I’m not saying that marriage based on sexual fulfillment wouldn’t be fun, at first. But sex-eclipsing complications — usually in the form of children, or lack thereof — eventually uncover a man’s inadequacies. Suddenly, his confidence is shaken by the suspicion of failure; only now he has a lot of responsibilities and dependents and no youth left to excuse his incompetence.

One friend of mine, who continues into his 30s to wait for marriage (in the literal and the rhetorical sense), tells me he’s seen the sex-driven marriage fail repeatedly among church friends, sometimes with disastrous results. For himself, he says, ” I didn’t wait as many years as I have to marry somebody just because I’m getting uncomfortable with the fact that I’m a 32-year-old single.”

Far from suppressing his sexuality, he uses the sometimes painful awareness of it as an occasion for developing a herculean degree of self-mastery. Not surprisingly, this attribute often makes him more desirable to women… which naturally increases his confidence, and compensates for sometimes, “feeling like a complete square in a world that views it as physically unhealthy not to be sexually adventurous.

“One thing that helps me is that Christ lived his entire life without sinning in this area,” he tells me. “By that standard, what I’ve sacrificed is actually very small.

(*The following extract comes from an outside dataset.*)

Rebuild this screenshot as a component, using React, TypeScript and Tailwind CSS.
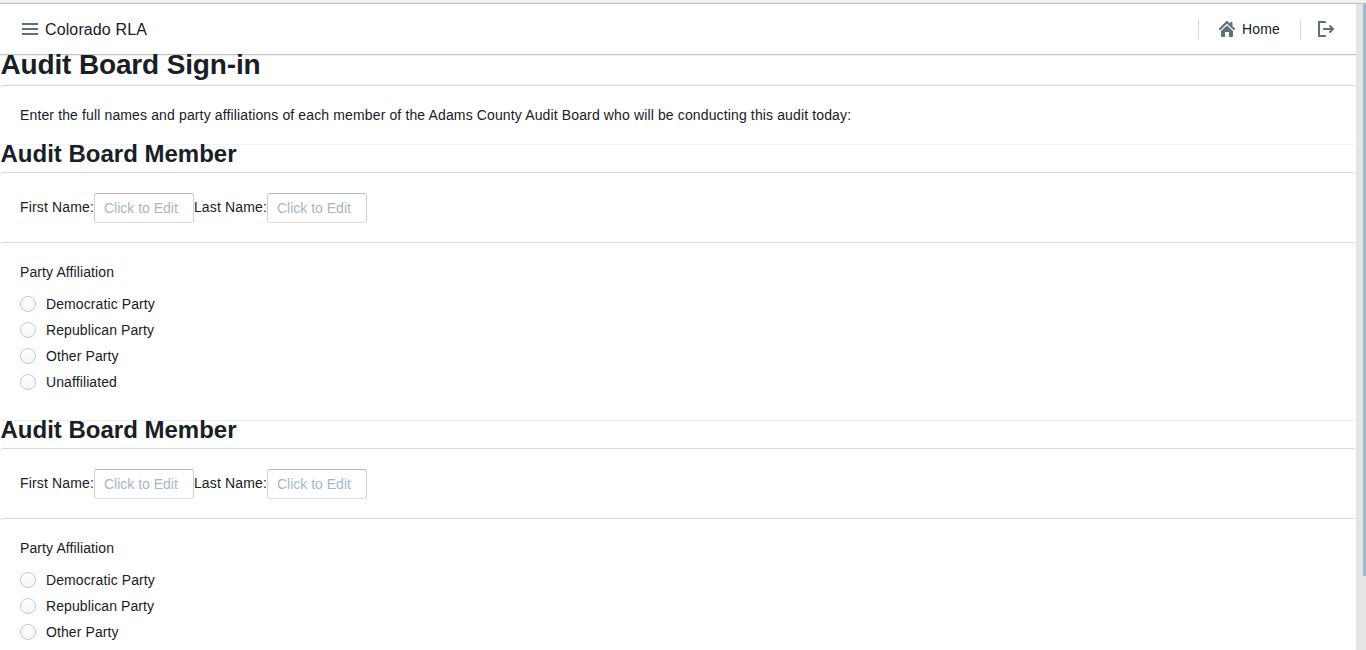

And that’s the only thing that can kind of pull me out of the pit of despair sometimes.”

I can’t help returning again to James Bond — the impervious self-possession, the ability to leave fast cars and exotic women as easily as he could take them, the unshakable commitment to accomplishing his mission. In biblical terms, what is this but power over sin?

I could spend a lot of time daydreaming about how things would change, if the church put its mind toward training men in the ability to lead themselves. But maybe it’s better not to. Lust isn’t only an issue for men.